You're reading: Gunmen kill 17 in new Pakistan violence in Karachi

KARACHI, Jan 15 (Reuters) - Unidentified gunmen have shot dead at least 17 people in a new wave of violence in Pakistan's commercial hub Karachi, police said on Saturday.

"At least 17 people have died in the past three days by firing by unknown gunmen in several parts of Karachi," city police chief Fayyaz Leghari told Reuters.

A local television journalist was among the dead.

Karachi has a long history of ethnic, religious and sectarian violence. But hundreds of targeted killings last year have raised concerns that violence could escalate and create a new crisis for the U.S.-backed government in Islamabad.

Analysts and security officials blame much of the violence on the rivalry between the two main parties, the Muttahida Qaumi Movement, and the Awami National Party, both part of the ruling coalition in Islamabad.
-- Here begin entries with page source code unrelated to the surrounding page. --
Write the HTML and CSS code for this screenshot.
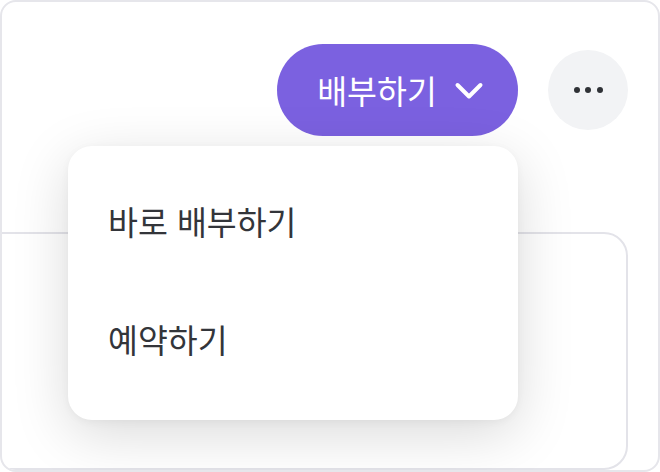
FILE: index.html
```html
<!DOCTYPE html>
<html lang="ko">
<head>
<meta charset="utf-8">
<link rel="stylesheet" href="styles.css">
</head>
<body>
<div class="frame">
  <div class="header">
    <div class="dropdown">
      <button class="primary">
        <span>배부하기</span>
        <svg class="chev" width="30" height="18" viewBox="0 0 30 18"><path d="M3.5 3 L15 14.5 L26.5 3" fill="none" stroke="#fff" stroke-width="4" stroke-linecap="round" stroke-linejoin="round"/></svg>
      </button>
      <div class="menu">
        <div class="item">바로 배부하기</div>
        <div class="item">예약하기</div>
      </div>
    </div>
    <button class="more" aria-label="더보기">
      <span class="dot"></span><span class="dot"></span><span class="dot"></span>
    </button>
  </div>
  <div class="panel"></div>
</div>
</body>
</html>
```
FILE: styles.css
```css
* { box-sizing: border-box; }
html, body { margin: 0; padding: 0; background: #fff; }
body { font-family: "Noto Sans CJK KR", "Noto Sans", sans-serif; }
.frame {
  width: 660px;
  height: 472px;
  border: 2px solid #e6e6eb;
  border-radius: 16px;
  overflow: hidden;
  background: #fff;
  display: flex;
  flex-direction: column;
}
.header {
  display: flex;
  justify-content: flex-end;
  align-items: flex-start;
  gap: 30px;
  padding: 42px 30px 0 0;
  height: 230px;
}
.dropdown { position: relative; }
.primary {
  height: 92px;
  width: 241px;
  border: none;
  border-radius: 46px;
  background: #7b61e0;
  color: #fff;
  font-family: inherit;
  font-size: 32.5px;
  font-weight: 400;
  display: flex;
  align-items: center;
  justify-content: center;
  gap: 17px;
  padding: 0 0 0 6px;
}
.primary span { line-height: 1; }
.chev { display: block; margin-top: 2px; }
.more {
  margin-top: 6px;
  width: 80px;
  height: 80px;
  border-radius: 50%;
  border: none;
  background: #f2f3f5;
  display: flex;
  align-items: center;
  justify-content: center;
  gap: 5.5px;
  padding: 0;
}
.dot { width: 6px; height: 6px; border-radius: 50%; background: #2f3136; }
.menu {
  position: absolute;
  right: 0;
  top: 102px;
  width: 450px;
  height: 274px;
  background: #fff;
  border-radius: 24px;
  box-shadow: 0 14px 56px rgba(0,0,0,0.15), 0 2px 8px rgba(0,0,0,0.04);
  padding: 16px 0 22px;
  z-index: 2;
}
.item {
  height: 118px;
  display: flex;
  align-items: center;
  padding-left: 40px;
  font-size: 32.5px;
  color: #33353a;
  line-height: 1;
}
.panel {
  flex: 1;
  margin: 0 30px 0 -30px;
  border: 2px solid #e3e3e9;
  border-radius: 24px;
}
```
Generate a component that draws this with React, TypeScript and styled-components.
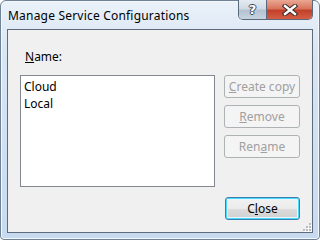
import React from "react";
import styled, { createGlobalStyle } from "styled-components";

const GlobalStyle = createGlobalStyle`
  html, body {
    margin: 0;
    padding: 0;
    background: #ffffff;
  }
  body {
    font-family: "Noto Sans", "Liberation Sans", sans-serif;
    font-size: 12px;
  }
`;

const configurations = ["Cloud", "Local"];

const App: React.FC = () => {
  return (
    <>
      <GlobalStyle />
      <Window>
        <TitleBar>
          <Title>Manage Service Configurations</Title>
          <CaptionButtons>
            <HelpButton>?</HelpButton>
            <CloseCaption>
              <svg width="16" height="12" viewBox="0 0 16 12">
                <path d="M3 2 L13 10 M13 2 L3 10" stroke="#3a2a28" strokeWidth="4.4" strokeLinecap="square" />
                <path d="M3 2 L13 10 M13 2 L3 10" stroke="#ffffff" strokeWidth="2.4" strokeLinecap="square" />
              </svg>
            </CloseCaption>
          </CaptionButtons>
        </TitleBar>
        <Client>
          <Label>
            <u>N</u>ame:
          </Label>
          <Body>
            <ListBox>
              {configurations.map((c) => (
                <ListItem key={c}>{c}</ListItem>
              ))}
            </ListBox>
            <ButtonColumn>
              <Button disabled>
                <u>C</u>reate copy
              </Button>
              <Button disabled>
                <u>R</u>emove
              </Button>
              <Button disabled>
                Ren<u>a</u>me
              </Button>
            </ButtonColumn>
          </Body>
          <Footer>
            <DefaultButton>
              C<u>l</u>ose
            </DefaultButton>
          </Footer>
          <Grip>
            <svg width="10" height="10" viewBox="0 0 10 10">
              {[
                [7, 1],
                [7, 4],
                [4, 4],
                [7, 7],
                [4, 7],
                [1, 7],
              ].map(([x, y]) => (
                <g key={`${x}-${y}`}>
                  <rect x={x + 1} y={y + 1} width="2" height="2" fill="#ffffff" />
                  <rect x={x} y={y} width="2" height="2" fill="#b8bcc2" />
                </g>
              ))}
            </svg>
          </Grip>
        </Client>
      </Window>
    </>
  );
};

export default App;

const Window = styled.div`
  box-sizing: border-box;
  width: 320px;
  height: 240px;
  border: 1px solid #6f8296;
  border-radius: 6px 6px 4px 4px;
  background: linear-gradient(#eaf1f9 0%, #d9e6f4 20%, #c6daf0 100%);
  box-shadow: inset 0 0 0 1px #f4f8fc;
  display: flex;
  flex-direction: column;
`;

const TitleBar = styled.div`
  height: 28px;
  display: flex;
  justify-content: space-between;
  align-items: flex-start;
  padding-left: 7px;
`;

const Title = styled.div`
  margin-top: 6px;
  font-size: 12px;
  color: #000000;
  letter-spacing: 0.2px;
`;

const CaptionButtons = styled.div`
  display: flex;
  margin-top: -1px;
  margin-right: 6px;
  border: 1px solid #5a6a7c;
  border-top: none;
  border-radius: 0 0 5px 5px;
  overflow: hidden;
  height: 19px;
`;

const HelpButton = styled.div`
  width: 27px;
  display: flex;
  align-items: center;
  justify-content: center;
  border-right: 1px solid #5a6a7c;
  background: linear-gradient(#e5ebf2 0%, #d0dae6 45%, #b4c2d2 55%, #c6d3e1 100%);
  color: #ffffff;
  font-family: "DejaVu Sans", sans-serif;
  font-weight: bold;
  font-size: 13px;
  text-shadow: 1px 0 0 #3d4650, -1px 0 0 #3d4650, 0 1px 0 #3d4650, 0 -1px 0 #3d4650;
`;

const CloseCaption = styled.div`
  width: 45px;
  display: flex;
  align-items: center;
  justify-content: center;
  background: linear-gradient(#eaa894 0%, #d9745c 45%, #c2402a 55%, #d45e45 100%);
`;

const Client = styled.div`
  position: relative;
  box-sizing: border-box;
  margin: 0 6px 6px 6px;
  flex: 1;
  border: 1px solid #5e6b7b;
  background: #f0f0f0;
  display: flex;
  flex-direction: column;
  padding: 16px 0 0 12px;
  color: #000000;
`;

const Label = styled.div`
  padding-left: 5px;
  height: 29px;
  line-height: 21px;
`;

const Body = styled.div`
  display: flex;
  gap: 9px;
  align-items: flex-start;
`;

const ListBox = styled.div`
  box-sizing: border-box;
  width: 195px;
  height: 112px;
  border: 1px solid #828790;
  background: #ffffff;
  padding: 2px 3px;
`;

const ListItem = styled.div`
  height: 17px;
  line-height: 17px;
`;

const ButtonColumn = styled.div`
  display: flex;
  flex-direction: column;
  gap: 7px;
`;

const Button = styled.button`
  box-sizing: border-box;
  width: 76px;
  height: 23px;
  padding: 0;
  border: 1px solid #adb2b5;
  border-radius: 3px;
  background: #f4f4f4;
  color: #a0a0a0;
  font-family: "Noto Sans", "Liberation Sans", sans-serif;
  font-size: 12px;
  line-height: 20px;
`;

const Footer = styled.div`
  display: flex;
  justify-content: flex-start;
  padding-left: 205px;
  margin-top: 10px;
`;

const DefaultButton = styled.button`
  box-sizing: border-box;
  width: 75px;
  height: 23px;
  padding: 0;
  border: 1px solid #3c7fb1;
  border-radius: 3px;
  box-shadow: inset 0 0 0 1px #48d8fb, inset 0 0 0 2px #e8f6fd;
  background: linear-gradient(#f2f2f2 0%, #ebebeb 50%, #dddddd 51%, #cfcfcf 100%);
  color: #000000;
  font-family: "Noto Sans", "Liberation Sans", sans-serif;
  font-size: 12px;
  line-height: 20px;
`;

const Grip = styled.div`
  position: absolute;
  right: 0;
  bottom: 0;
  width: 10px;
  height: 10px;
  line-height: 0;
`;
Bad blood between the MQM, which represnts the interests of majority Urdu-speaking mohajirs, and the ANP, linked to the growing Pashtun minority, goes back years. Retaliatory killings of party members is partly fueled by ethnic tension.

Besides trying to contain violence in Karachi, the government faces a Taliban insurgency and the task of rebuilding areas devastated by August floods which inflicted $9.7 billion in damage and will strain the weak economy for years to come.

Stock market investors keep a wary eye on tensions in Karachi, home to Pakistan’s main port, stock exchange and central bank and the main gateway for Western military supplies bound for neighbouring landlocked Afghanistan.